In the face of a plunging stock price and leadership turmoil, Echo Therapeutics ($ECTE) must now confront an angry shareholder and its pitch for a course correction.

Platinum-Montaur Life Sciences owns about 20% of the outstanding common stock and is the largest shareholder at Echo, a Philadelphia developer of the Symphony needle-free, wireless continuous glucose monitoring system, plus similar tech designed to boost topical drug delivery. So far this year, the investor group has watched Echo's stock price drop from well above $17 per share in late September 2012 to $2.44 at the close of trading on Aug. 30. Last week, CEO Patrick Mooney also took an immediate leave of absence, with board member Robert Doman stepping in as interim CEO--the search for a replacement is now underway.

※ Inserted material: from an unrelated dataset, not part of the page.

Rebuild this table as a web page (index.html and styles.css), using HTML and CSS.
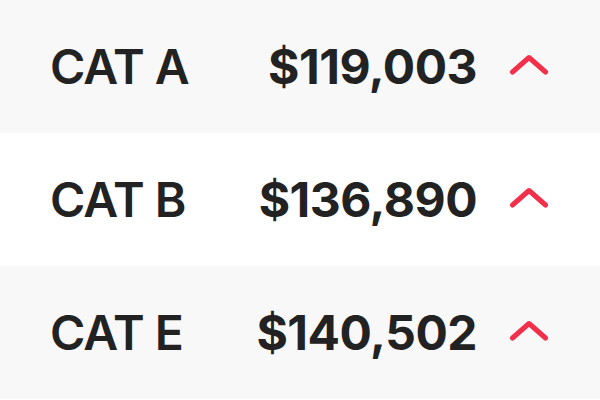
FILE: index.html
```html
<!DOCTYPE html>
<html>
<head>
<meta charset="utf-8">
<link rel="stylesheet" href="styles.css">
</head>
<body>
<ul class="list">
  <li class="row alt">
    <span class="label">CAT A</span>
    <span class="price">$119,003</span>
    <svg class="chev" viewBox="0 0 40 24" width="40" height="24"><polyline points="3.5,19 20,4.5 36.5,19" /></svg>
  </li>
  <li class="row">
    <span class="label">CAT B</span>
    <span class="price">$136,890</span>
    <svg class="chev" viewBox="0 0 40 24" width="40" height="24"><polyline points="3.5,19 20,4.5 36.5,19" /></svg>
  </li>
  <li class="row alt">
    <span class="label">CAT E</span>
    <span class="price">$140,502</span>
    <svg class="chev" viewBox="0 0 40 24" width="40" height="24"><polyline points="3.5,19 20,4.5 36.5,19" /></svg>
  </li>
</ul>
</body>
</html>
```
FILE: styles.css
```css
html, body {
  margin: 0;
  padding: 0;
  background: #ffffff;
}
.list {
  list-style: none;
  margin: 0;
  padding: 0;
  font-family: Inter, "Noto Sans", sans-serif;
  color: #222222;
}
.row {
  height: 133px;
  display: grid;
  grid-template-columns: 1fr auto 38px;
  column-gap: 33px;
  align-items: center;
  padding: 0 52px 0 50px;
  box-sizing: border-box;
}
.alt {
  background: #f8f8f8;
}
.label {
  font-size: 48px;
  font-weight: 600;
  letter-spacing: -1px;
}
.price {
  font-size: 48px;
  font-weight: 700;
  text-align: right;
  letter-spacing: -0.5px;
}
.chev {
  width: 40px;
  height: 24px;
  margin-left: -1px;
  margin-top: -4px;
}
.chev polyline {
  fill: none;
  stroke: #f2304b;
  stroke-width: 5;
  stroke-linecap: round;
  stroke-linejoin: round;
}
```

Lamenting the company's plunge in share price (95% over two years), the investor group made the unusual move of issuing a public letter detailing its plans to right the ship. Michael Goldberg, a portfolio manager with Platinum-Montaur, wrote the open letter to the board, urging company executives to replace "ineffective directors" with industry professionals, hire a "top executive recruiting firm" to find a new CEO, and also bring on an unnamed consultant it has in mind to help develop a strategic vision. Platinum-Montaur also wants Echo to link up with a partner in China to develop and make its continuous glucose monitoring system there and concoct a plan to achieve Chinese fast-track regulatory approval.

"Now is the time to act," Goldberg wrote. "Surely the board sees that each day it looks at the stock price and the burn rate. Yes, you were elected by the shareholders. Now show that their trust was justified by forcefully and publicly acting in their best interests."

Goldberg, in his letter, laments that "not once in our numerous discussions has a director or executive of Echo acknowledged the Company's free-fall and their role in it."

Echo did not respond at deadline to a request for comment. But it continues to focus on a U.S. and European Union regulatory pathway for Symphony, despite delays, and the money-losing company just raised another $11.3 million in a June public offering to keep the process moving,  Clearly, however, Platinum-Montaur wants more, and is gearing up for a fight. Echo must issue a response before 5 p.m. on Sept. 4, after which Platinum-Montaur threatens to take its case "directly to our fellow shareholders." It's a dramatic development for Echo, which launched with a promising technology that has ties to MIT's revered inventor Robert Langer.